To a large extent, Asar and Mische are initially the products of others’ wishes. As a young child, Asar was told by Gideon that if he did not himself assume the Shadowborn crown, the House would “take whatever parts of [him] [were] useful and discard the rest” (12). He was thus molded into a weapon to be used against the House of Shadow’s enemies until the deaths of his father and brother set him free. Mische’s time as an acolyte of Atroxus was less overtly brutal but still involved sublimating her own identity: From a young age, Mische committed herself to her faith, giving it “every part of [her] body and soul, in every literal and figurative way” (29). However, becoming a vampire forced her to recognize that her identification with Atroxus was no longer tenable: “[T]he god [she] had given [her] soul to had been ready to slaughter [her] entire race without a second thought” (29). The novel thus opens with both Asar and Mische freed from the demands of others yet uncertain who they are in the absence of those demands, and it charts their course toward excavating their true selves.

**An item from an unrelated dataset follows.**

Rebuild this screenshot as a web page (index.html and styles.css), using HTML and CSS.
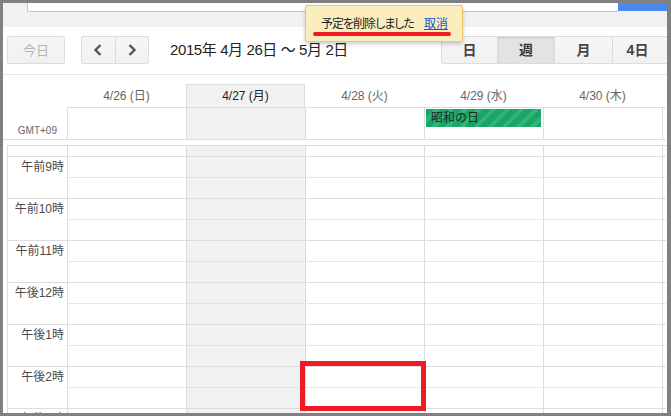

Asar’s reinvention is the more fraught. The Interludes demonstrate how Gideon instilled in him the belief that anger and sacrifice were the only measures of worth. That lesson reverberates across the novel, with Asar leaning into old habits when he tortures Gideon for the glyphs to open Vathysia. The relics encourage these tendencies, tempting him toward retribution over mercy. Yet the narrative consistently pushes Asar to question whether he must remain the weapon he was shaped to be. His moments of creation as the God of Death—such as reviving a poppy flower and reshaping the skull of a guardian into a mask for Mische—reveal that the capacity to heal never left him. By the end of the novel, Asar has come to see himself as someone capable of offering help and salvation.

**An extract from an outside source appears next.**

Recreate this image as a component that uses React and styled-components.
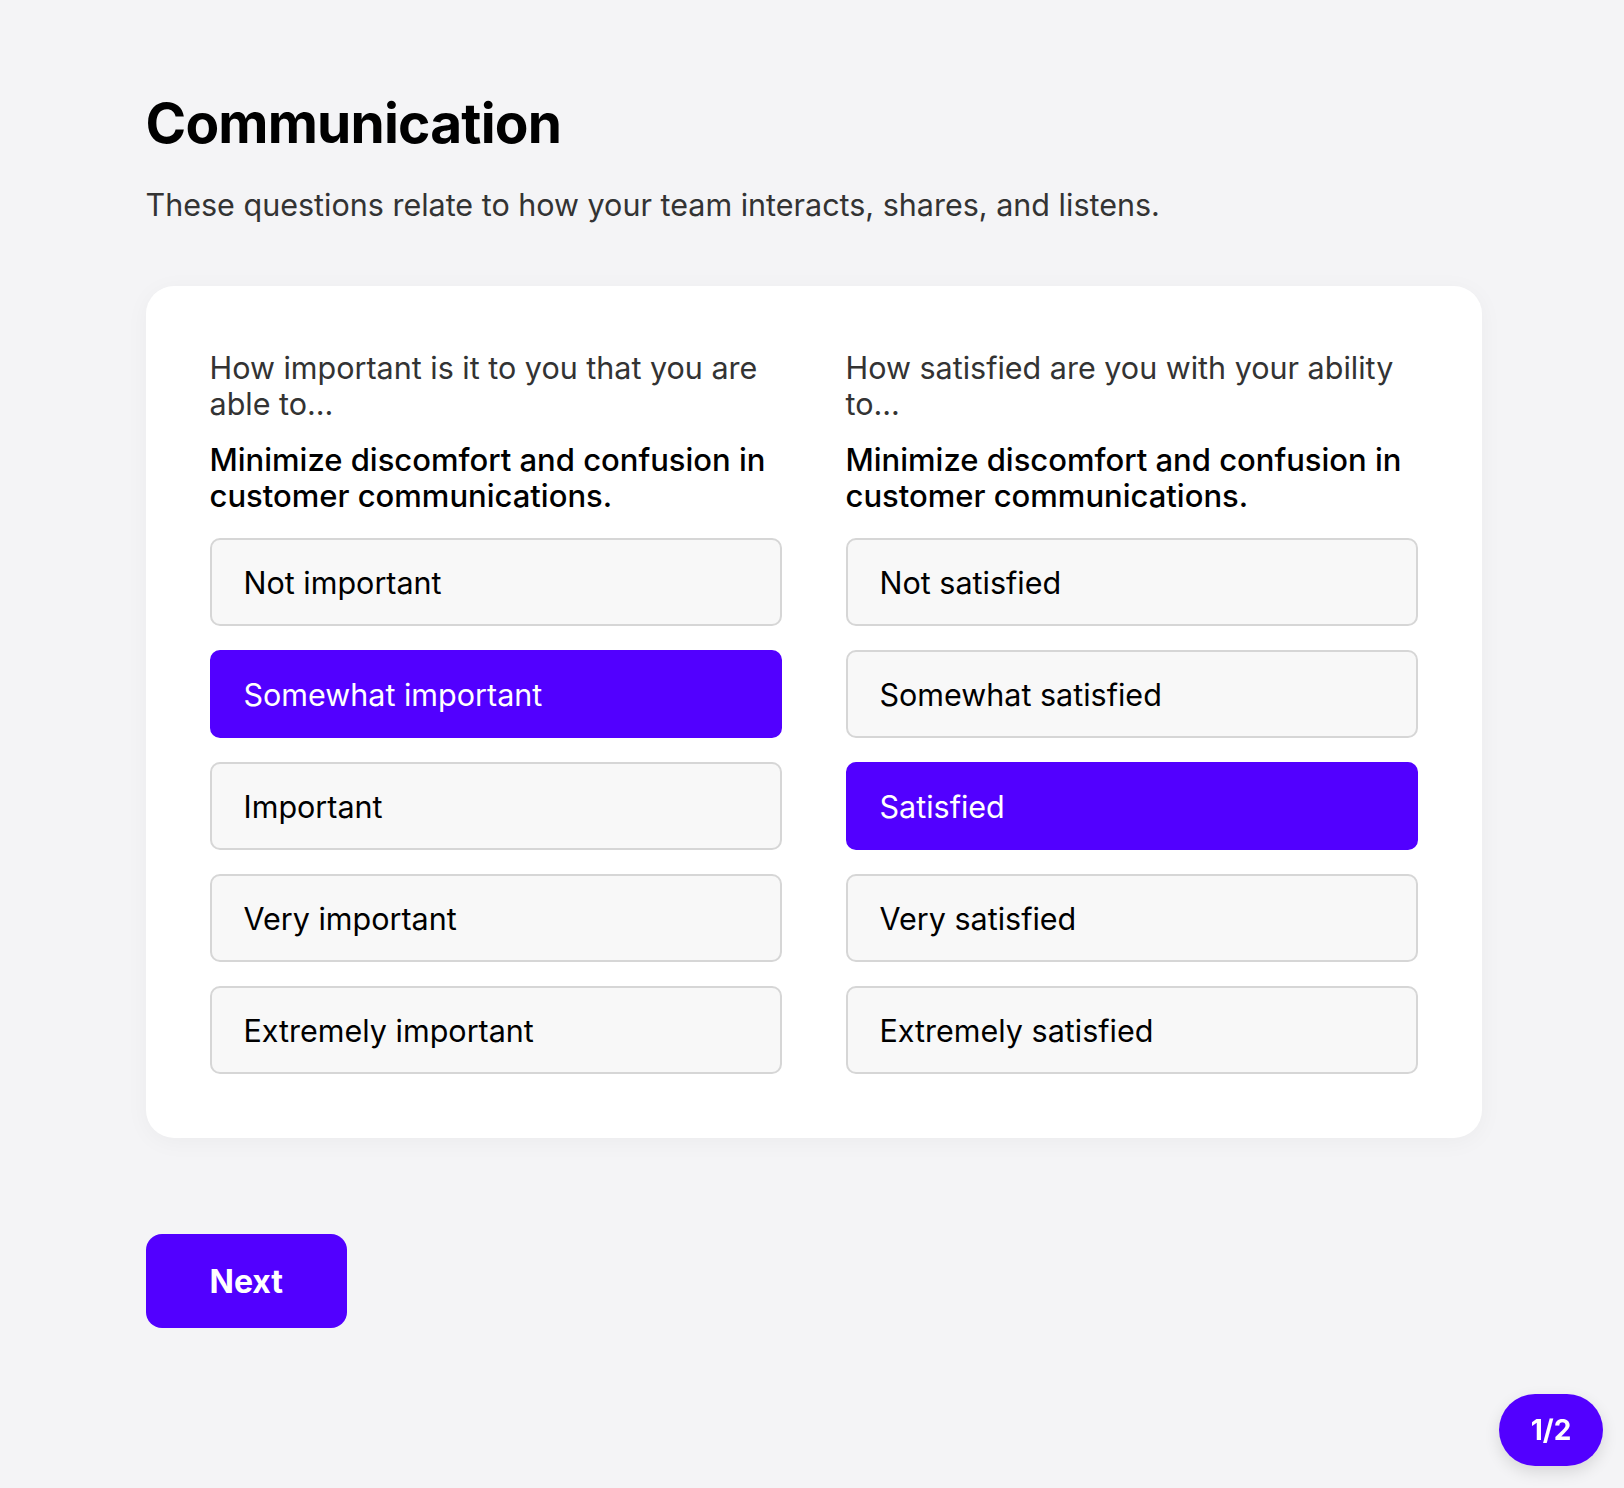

Mische’s arc underscores the significance of this rediscovery of natural inclinations by linking it to literal and symbolic rebirth. Without a god to serve, Mische is left untethered and without purpose for the first time in her life: That she begins the novel as a wraith suggests the formlessness of her existence. Yet the phoenix imagery she is associated with foreshadows not only a physical rebirth but also a spiritual one. Rather than adhere to the rigid justice of Shiket and her followers, the sect closest to Atroxus’s, Mische embraces her own compassion and mercy, recognizing them as forms of strength. Like Asar’s story, Mische’s thus involves recovering a self that was long suppressed but never gone.
The Fallen & the Kiss of Dusk forces characters to examine what they’re willing to sacrifice and what they are not in order to achieve their desires. Ultimately, the novel suggests that some costs are too high, particularly when they involve compromising one’s ethics, relationships with others, or basic self.
Asar’s life is defined by the sacrifices demanded of him. From childhood, Gideon’s lessons instill in him the belief that life gains value only through the blood spilled upon it. The ramifications of this worldview become clear when Asar is “willing to sacrifice what remained of the veil” to revive Mische (105). Asar’s use of the word “sacrifice” in this context initially looks like equivocation: His readiness to endanger entire realms to satisfy his own desires is an act of selfishness. However, it is also a corruption of his own moral intuition; in this sense, it truly is a “sacrifice.” Later, the relics intensify this danger, whispering to him that it wouldn’t be so terrible to sacrifice the “messy parts” of his mortality in exchange for divinity. His bargain with Nyaxia in Vostis represents the culmination of this process. Asar willingly offers his own heart, humanity, and freedom in exchange for divinity so as to spare humanity from Nyaxia’s current wrath, pause the destruction of the House of Night, stabilize the realms, and save Mische. Though his sacrifice saves lives, it is in some sense a capitulation. Nyaxia earlier claimed that Asar was “useful for nothing but a sacrifice” (375). In striking his bargain with her, Asar implicitly endorses this view of himself—a denial of his basic personhood that the novel frames as both his greatest sacrifice and a sacrifice that no one should ever make.
Newly freed from her naive servitude to Atroxus, Mische has a different view of sacrifice, shaped by her realization of how much divine faith forced her to give up. Atroxus’s killing blow would have taken even more: “[I]t struck me just how much death would have taken from me. Luce. Asar” (84). With such experiences in mind, Mische defines her new limits, first with her sister, Saescha, and then with Asar. Mische refuses to let her sister become one of Shiket’s lost souls, and in choosing not to sacrifice Saescha to this fate, Mische is rewarded: She finds Saescha’s soul and shepherds it to peace in the afterlife. Mische faces a similar quandary when confronted with the opportunity to kill Asar in his divine form, but she is ultimately unwilling to sacrifice either her love for him or her memory of who he truly is. Notably, her decision instead to split Alarus’s heart between them jeopardizes her own life. It thus emerges as a sacrifice in its own right, but it is one that reaffirms the basic parameters of the concept: It is far worse to give up one’s humanity than it is to give up one’s life, the novel suggests.